[Data excerpt]
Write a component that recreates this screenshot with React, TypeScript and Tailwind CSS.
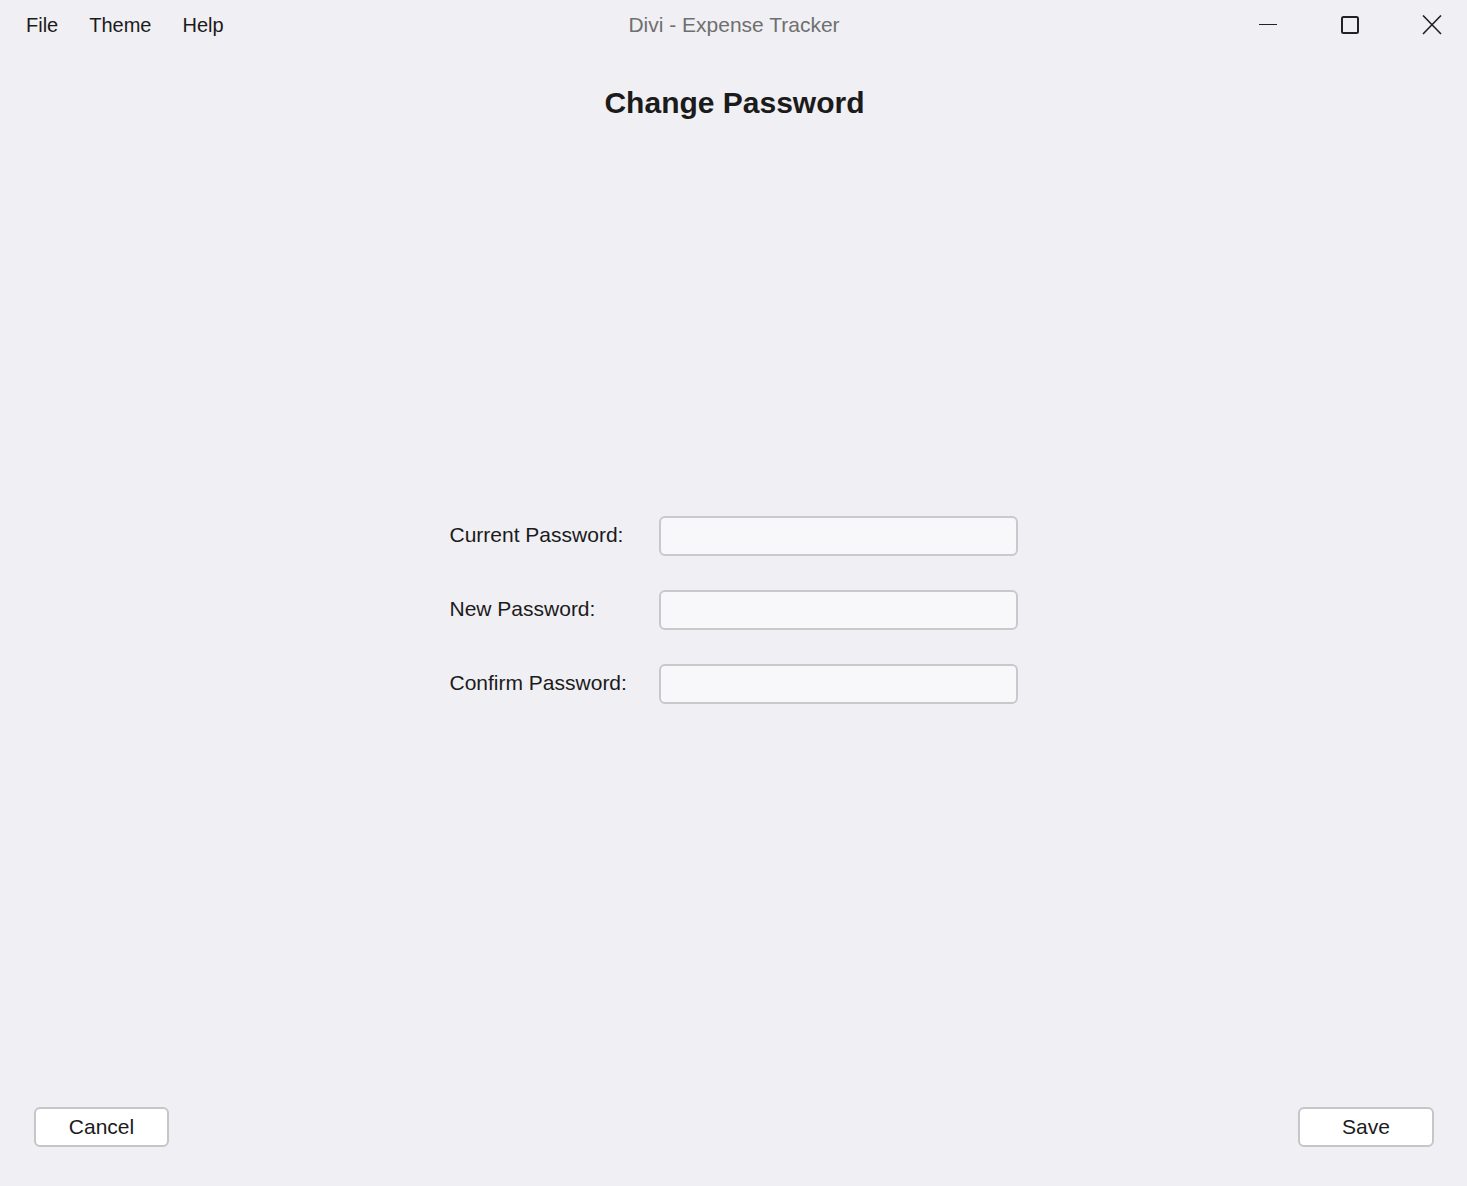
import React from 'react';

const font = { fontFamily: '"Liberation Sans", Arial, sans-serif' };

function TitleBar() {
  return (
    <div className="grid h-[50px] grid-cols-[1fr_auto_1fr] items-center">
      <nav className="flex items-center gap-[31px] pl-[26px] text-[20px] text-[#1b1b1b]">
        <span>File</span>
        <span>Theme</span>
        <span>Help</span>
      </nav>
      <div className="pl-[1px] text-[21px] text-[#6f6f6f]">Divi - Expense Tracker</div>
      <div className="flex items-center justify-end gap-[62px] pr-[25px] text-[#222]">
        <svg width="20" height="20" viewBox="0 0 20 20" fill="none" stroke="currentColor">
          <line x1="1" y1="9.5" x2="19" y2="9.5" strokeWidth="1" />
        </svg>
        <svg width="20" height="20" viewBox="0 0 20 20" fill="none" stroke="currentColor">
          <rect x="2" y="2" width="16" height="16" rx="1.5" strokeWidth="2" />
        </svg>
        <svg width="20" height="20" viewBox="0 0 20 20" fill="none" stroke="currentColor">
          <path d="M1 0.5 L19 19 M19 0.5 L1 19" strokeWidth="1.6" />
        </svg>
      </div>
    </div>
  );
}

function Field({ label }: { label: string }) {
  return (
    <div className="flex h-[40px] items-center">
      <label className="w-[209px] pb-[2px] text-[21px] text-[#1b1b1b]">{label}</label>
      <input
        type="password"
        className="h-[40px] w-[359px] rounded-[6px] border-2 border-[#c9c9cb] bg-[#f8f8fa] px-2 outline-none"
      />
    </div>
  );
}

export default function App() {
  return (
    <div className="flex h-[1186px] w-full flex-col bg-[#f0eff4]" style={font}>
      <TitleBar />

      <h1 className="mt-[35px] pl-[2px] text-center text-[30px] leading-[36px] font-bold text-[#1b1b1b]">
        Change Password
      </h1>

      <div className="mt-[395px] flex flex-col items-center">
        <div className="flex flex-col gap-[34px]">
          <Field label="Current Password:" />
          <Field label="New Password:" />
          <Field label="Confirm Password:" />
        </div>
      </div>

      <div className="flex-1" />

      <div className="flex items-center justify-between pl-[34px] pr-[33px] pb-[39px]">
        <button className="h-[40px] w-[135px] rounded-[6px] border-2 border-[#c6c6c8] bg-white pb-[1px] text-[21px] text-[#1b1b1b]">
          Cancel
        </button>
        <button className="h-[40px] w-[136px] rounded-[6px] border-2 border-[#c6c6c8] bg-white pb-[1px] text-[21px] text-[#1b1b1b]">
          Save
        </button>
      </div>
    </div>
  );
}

[Problem]
Give only the number of lines in the data that hold the word "React".

[Solution below]
2